WHAT IS ASKED =
Tally the lines in the following entries that include the word "React"; state only the total.

RECORDS PROVIDED =
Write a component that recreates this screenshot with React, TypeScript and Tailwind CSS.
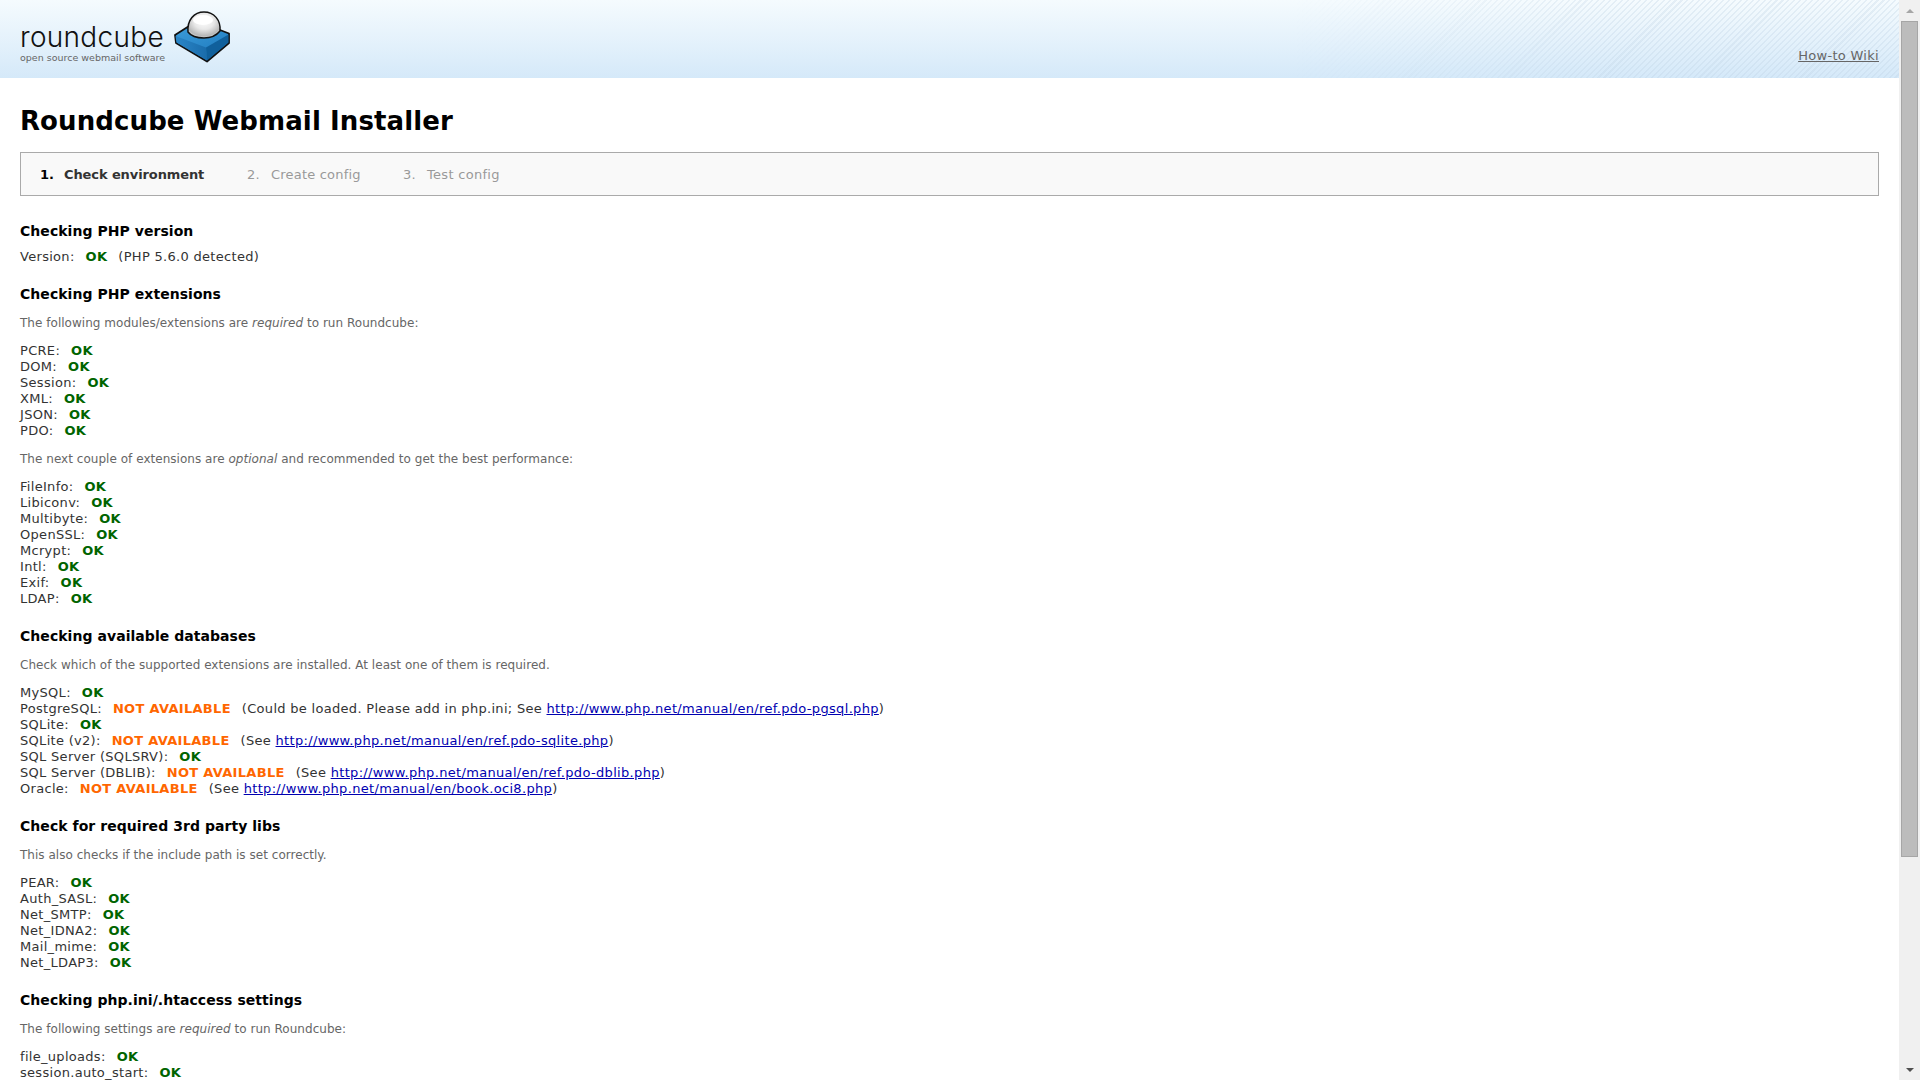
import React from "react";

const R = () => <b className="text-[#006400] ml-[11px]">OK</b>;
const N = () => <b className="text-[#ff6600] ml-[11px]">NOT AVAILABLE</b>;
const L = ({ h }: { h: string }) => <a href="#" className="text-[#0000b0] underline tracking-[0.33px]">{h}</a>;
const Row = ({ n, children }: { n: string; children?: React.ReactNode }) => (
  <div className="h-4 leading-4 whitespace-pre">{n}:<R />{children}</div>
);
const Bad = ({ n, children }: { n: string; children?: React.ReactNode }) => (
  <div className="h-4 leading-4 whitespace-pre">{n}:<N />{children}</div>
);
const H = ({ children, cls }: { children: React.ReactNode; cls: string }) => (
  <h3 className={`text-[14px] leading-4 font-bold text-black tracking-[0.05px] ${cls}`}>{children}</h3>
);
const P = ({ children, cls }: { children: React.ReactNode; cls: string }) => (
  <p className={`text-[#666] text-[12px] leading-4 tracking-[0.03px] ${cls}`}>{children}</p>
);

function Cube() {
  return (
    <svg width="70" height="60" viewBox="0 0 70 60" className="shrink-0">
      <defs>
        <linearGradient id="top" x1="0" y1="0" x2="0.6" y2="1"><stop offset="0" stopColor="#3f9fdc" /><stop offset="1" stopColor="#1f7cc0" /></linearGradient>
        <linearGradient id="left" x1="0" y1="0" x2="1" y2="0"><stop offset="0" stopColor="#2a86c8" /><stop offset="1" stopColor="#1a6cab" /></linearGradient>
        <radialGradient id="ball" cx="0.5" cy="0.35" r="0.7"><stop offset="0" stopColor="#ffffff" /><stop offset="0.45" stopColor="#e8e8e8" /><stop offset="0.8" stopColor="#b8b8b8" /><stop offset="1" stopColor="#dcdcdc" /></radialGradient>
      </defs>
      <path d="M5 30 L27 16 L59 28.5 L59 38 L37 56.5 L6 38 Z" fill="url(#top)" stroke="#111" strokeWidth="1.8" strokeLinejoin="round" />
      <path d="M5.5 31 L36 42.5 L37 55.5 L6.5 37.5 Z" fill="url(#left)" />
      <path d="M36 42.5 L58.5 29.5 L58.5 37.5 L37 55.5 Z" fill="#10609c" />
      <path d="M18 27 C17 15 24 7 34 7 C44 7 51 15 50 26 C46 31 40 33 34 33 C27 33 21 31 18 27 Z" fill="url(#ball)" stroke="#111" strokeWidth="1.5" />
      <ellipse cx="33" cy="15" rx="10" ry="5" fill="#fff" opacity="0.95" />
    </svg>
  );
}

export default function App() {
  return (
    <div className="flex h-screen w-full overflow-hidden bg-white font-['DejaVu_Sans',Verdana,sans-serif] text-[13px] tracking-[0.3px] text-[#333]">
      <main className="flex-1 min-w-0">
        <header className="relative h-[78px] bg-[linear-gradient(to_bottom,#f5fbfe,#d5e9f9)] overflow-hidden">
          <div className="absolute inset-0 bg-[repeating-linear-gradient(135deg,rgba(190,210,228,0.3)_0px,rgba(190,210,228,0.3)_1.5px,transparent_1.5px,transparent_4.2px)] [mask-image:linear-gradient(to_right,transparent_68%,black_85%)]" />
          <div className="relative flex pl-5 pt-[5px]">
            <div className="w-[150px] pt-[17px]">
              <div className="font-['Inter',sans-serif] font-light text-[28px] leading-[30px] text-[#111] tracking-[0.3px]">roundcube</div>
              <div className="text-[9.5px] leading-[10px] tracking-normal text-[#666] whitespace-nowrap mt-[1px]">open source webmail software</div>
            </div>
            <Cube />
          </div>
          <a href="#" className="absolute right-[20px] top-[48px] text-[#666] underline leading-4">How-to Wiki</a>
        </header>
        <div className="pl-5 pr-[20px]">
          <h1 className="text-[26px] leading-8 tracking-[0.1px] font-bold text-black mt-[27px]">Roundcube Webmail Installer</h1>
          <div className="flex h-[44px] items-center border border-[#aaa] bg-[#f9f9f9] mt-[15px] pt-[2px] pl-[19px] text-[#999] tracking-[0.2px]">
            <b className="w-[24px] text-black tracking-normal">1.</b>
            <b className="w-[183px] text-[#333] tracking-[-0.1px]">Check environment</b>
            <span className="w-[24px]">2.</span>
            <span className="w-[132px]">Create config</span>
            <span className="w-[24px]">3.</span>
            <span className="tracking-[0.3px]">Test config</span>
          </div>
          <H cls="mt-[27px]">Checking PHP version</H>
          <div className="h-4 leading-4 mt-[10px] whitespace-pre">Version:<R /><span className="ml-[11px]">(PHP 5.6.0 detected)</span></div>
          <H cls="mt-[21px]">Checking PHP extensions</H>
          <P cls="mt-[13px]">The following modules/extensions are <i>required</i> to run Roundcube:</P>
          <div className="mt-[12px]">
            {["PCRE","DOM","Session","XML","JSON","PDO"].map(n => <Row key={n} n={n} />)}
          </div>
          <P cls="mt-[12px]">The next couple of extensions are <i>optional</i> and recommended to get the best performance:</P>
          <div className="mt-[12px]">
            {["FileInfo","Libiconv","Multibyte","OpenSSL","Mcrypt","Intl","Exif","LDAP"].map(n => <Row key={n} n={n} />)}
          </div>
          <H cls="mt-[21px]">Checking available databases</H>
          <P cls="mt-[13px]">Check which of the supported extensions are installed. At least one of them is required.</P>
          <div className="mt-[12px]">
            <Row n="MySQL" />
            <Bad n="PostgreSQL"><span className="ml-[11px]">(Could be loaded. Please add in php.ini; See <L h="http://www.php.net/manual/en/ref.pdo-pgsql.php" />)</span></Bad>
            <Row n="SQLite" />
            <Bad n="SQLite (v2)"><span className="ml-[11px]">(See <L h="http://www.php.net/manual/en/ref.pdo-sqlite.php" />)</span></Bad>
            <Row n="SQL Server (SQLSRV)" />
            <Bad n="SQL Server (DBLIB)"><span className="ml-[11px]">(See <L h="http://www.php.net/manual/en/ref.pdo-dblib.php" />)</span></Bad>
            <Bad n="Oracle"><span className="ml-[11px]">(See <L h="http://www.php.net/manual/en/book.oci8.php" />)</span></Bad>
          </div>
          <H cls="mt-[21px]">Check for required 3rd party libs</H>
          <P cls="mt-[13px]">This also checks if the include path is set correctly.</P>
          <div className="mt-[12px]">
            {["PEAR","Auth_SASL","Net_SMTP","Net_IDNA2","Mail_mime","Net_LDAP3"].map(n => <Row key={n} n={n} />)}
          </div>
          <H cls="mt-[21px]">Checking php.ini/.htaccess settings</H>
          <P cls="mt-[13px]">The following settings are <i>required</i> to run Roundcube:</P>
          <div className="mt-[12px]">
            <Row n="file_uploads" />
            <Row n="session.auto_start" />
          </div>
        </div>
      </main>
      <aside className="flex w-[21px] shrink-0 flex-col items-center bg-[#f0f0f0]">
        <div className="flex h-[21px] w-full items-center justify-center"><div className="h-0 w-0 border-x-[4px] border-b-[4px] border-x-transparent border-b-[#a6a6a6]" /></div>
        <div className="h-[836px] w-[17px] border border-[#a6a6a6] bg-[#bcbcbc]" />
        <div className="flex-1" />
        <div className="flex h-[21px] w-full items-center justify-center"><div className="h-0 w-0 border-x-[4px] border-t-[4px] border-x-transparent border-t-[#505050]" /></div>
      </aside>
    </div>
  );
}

---

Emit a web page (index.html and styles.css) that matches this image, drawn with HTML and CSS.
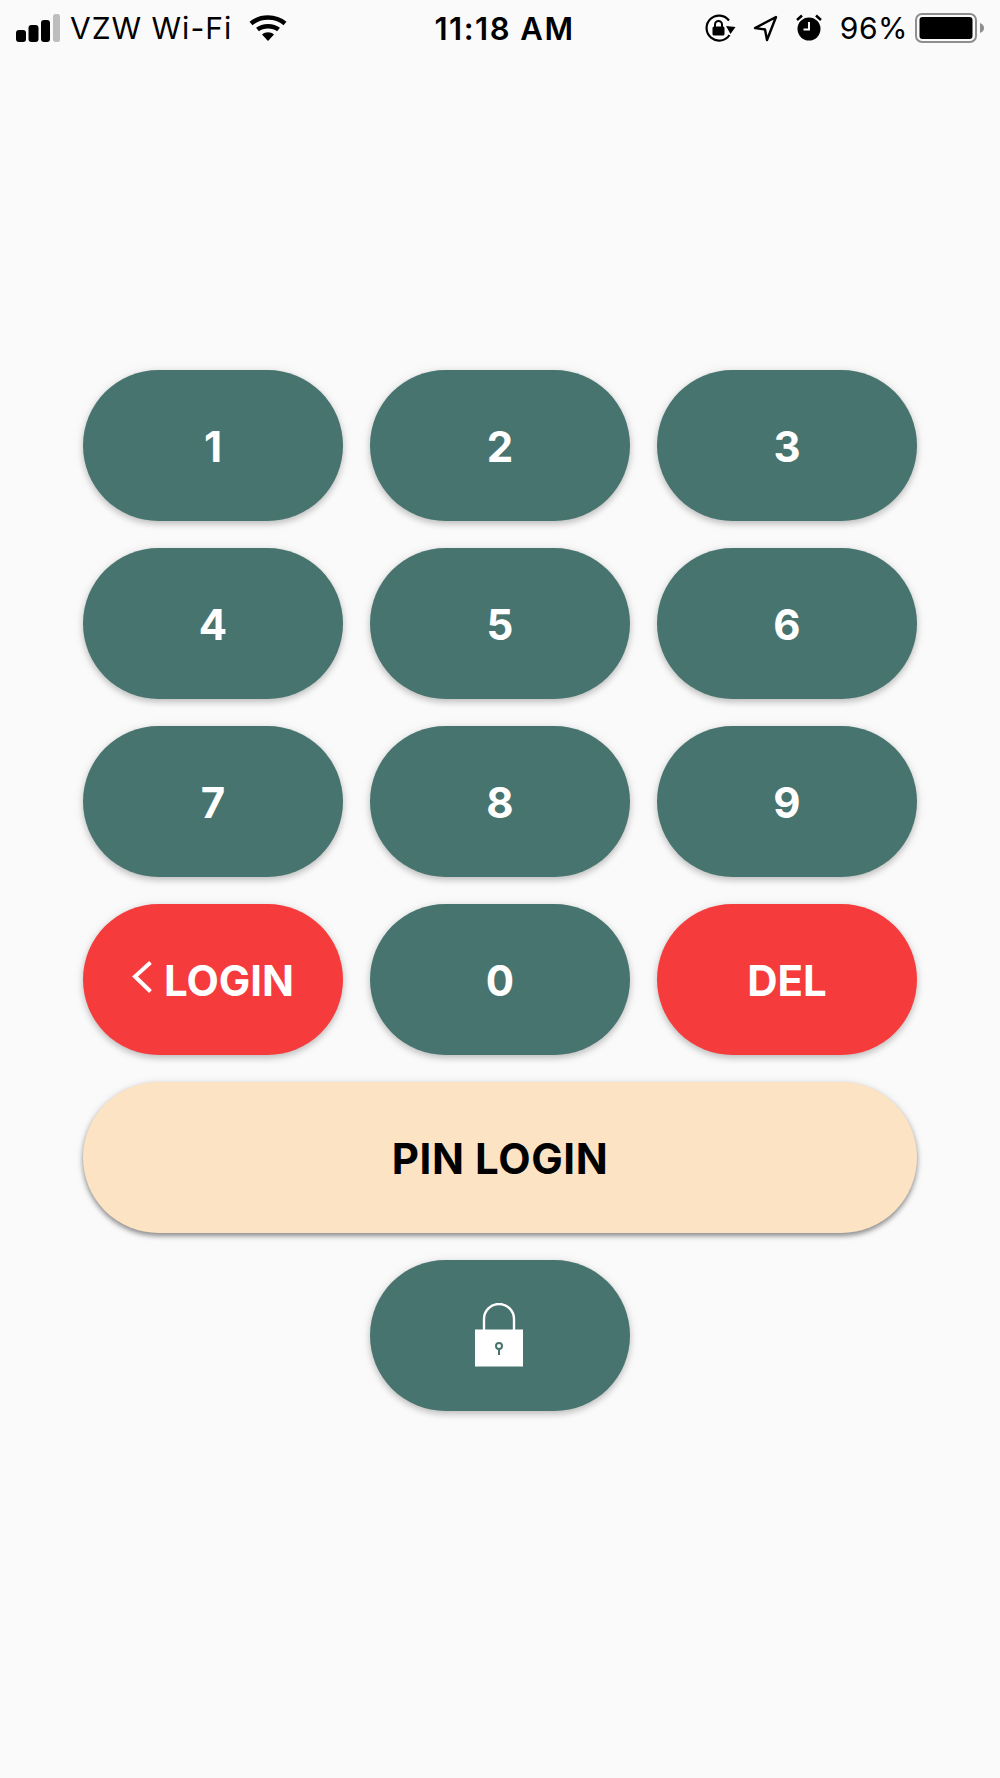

==

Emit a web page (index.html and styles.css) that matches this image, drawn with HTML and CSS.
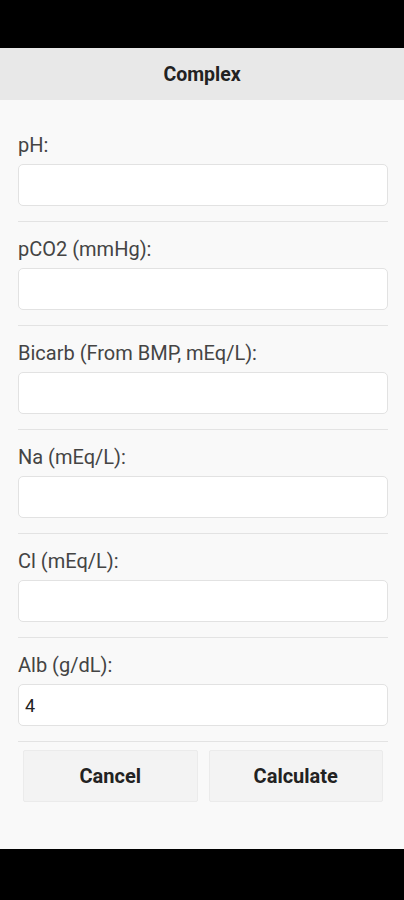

RESPONSE TO THIS EXERCISE =
6